The purpose of this chapter is to demonstrate the use of subqueries. Subqueries may often be used as alternatives to joins. There are two main issues to consider when choosing between subqueries and joins (and other techniques for combining tables). First, you must consider how to get the information. By understanding the limitations of joins and subqueries (as well as sets and other table-combining techniques), you will increase your choices as to how to get information from the database. Second, you must also consider performance. You usually a have choice of how to get multi-table information—joins, sets, subqueries, views, and so forth. In larger databases, you need to be flexible and consider other choices if a query performs poorly and/or if the query is done often.
Although set operations logically are also viable choices for retrieving data from multiple tables, set operations (discussed in Chapter 7) are less common and usually less efficient than joins and subqueries.
Suppose that a query requests a list of names and numbers of students (which are in the Student
table in our Student_course
database) who have made As or Bs in any course (grades are in the Grade_report
table in our Student_course
database). You can complete this query as either a subquery or a join. As a subquery with an IN
predicate, it will take the following form:
SELECT Student.sname, Student.stno FROM Student WHERE "link to Grade_report" IN ("link to Student" - subquery involving Grade_report)
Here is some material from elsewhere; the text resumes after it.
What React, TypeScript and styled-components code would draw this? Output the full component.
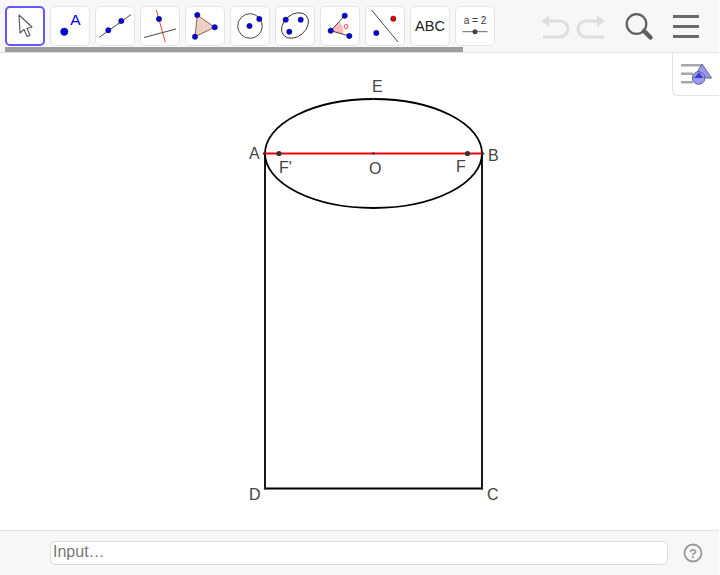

In this format, the part of the query that contains:
SELECT Student.sname, Student.stno FROM Student WHERE "link to Grade_report"
is said to be the outer query. The part of the query that contains:
("link to Student" - subquery involving Grade_report)
is the inner query.
The link between the Student
table and the Grade_report
table is the student number. In the Student
table, the appropriate column is stno
, and in the Grade_report
table, it is student_number
. When linking the tables in the subquery with an IN
predicate, the linking columns are all that can be mentioned in the WHERE..IN
and in the result set of the subquery. Thus, the statement with a subquery is as follows:
SELECT Student.sname, Student.stno FROM Student WHERE Student.stno IN (SELECT gr.student_number FROM Grade_report gr WHERE gr.grade = 'B' OR gr.grade = 'A') ORDER BY Student.stno
The part of the query before the IN
is often called the outer query. The part of the query after the IN
is called the inner query.
This query produces the following output (31 rows):
sname stno -------------------- ----- Lineas 2 Mary 3 Zelda 5 Ken 6 Mario 7 Brenda 8 Richard 10 Kelly 13 Lujack 14 Reva 15 Harley 19 Donald 20 Chris 24 Lynette 34 Susan 49 Hillary 121 Phoebe 122 Holly 123 Sadie 125 Jessica 126 Steve 127 Cedric 129 George 132 Jerry 142 Cramer 143 Fraiser 144 Francis 146 Smithly 147 Sebastian 148 Lindsay 155 Stephanie 157 (31 row(s) affected)
An alternative way to perform the preceding query would be to use a join instead of a subquery, as follows:
SELECT Student.sname, Student.stno FROM Student, Grade_report gr WHERE Student.stno = gr.student_number AND (gr.grade = 'B' OR gr.grade = 'A')
This query produces 67 rows of output (of which we show the first 15 rows here):
sname stno --------- ------ Lineas 2 Lineas 2 Lineas 2 Lineas 2 Mary 3 Mary 3 Mary 3 Mary 3 Mary 3 Mary 3 Brenda 8 Brenda 8 Brenda 8 Richard 10 Kelly 13 . . . (67 row(s) affected)
Now, the question is why the join has 67 rows of output instead of 31 rows of output (produced by the subquery).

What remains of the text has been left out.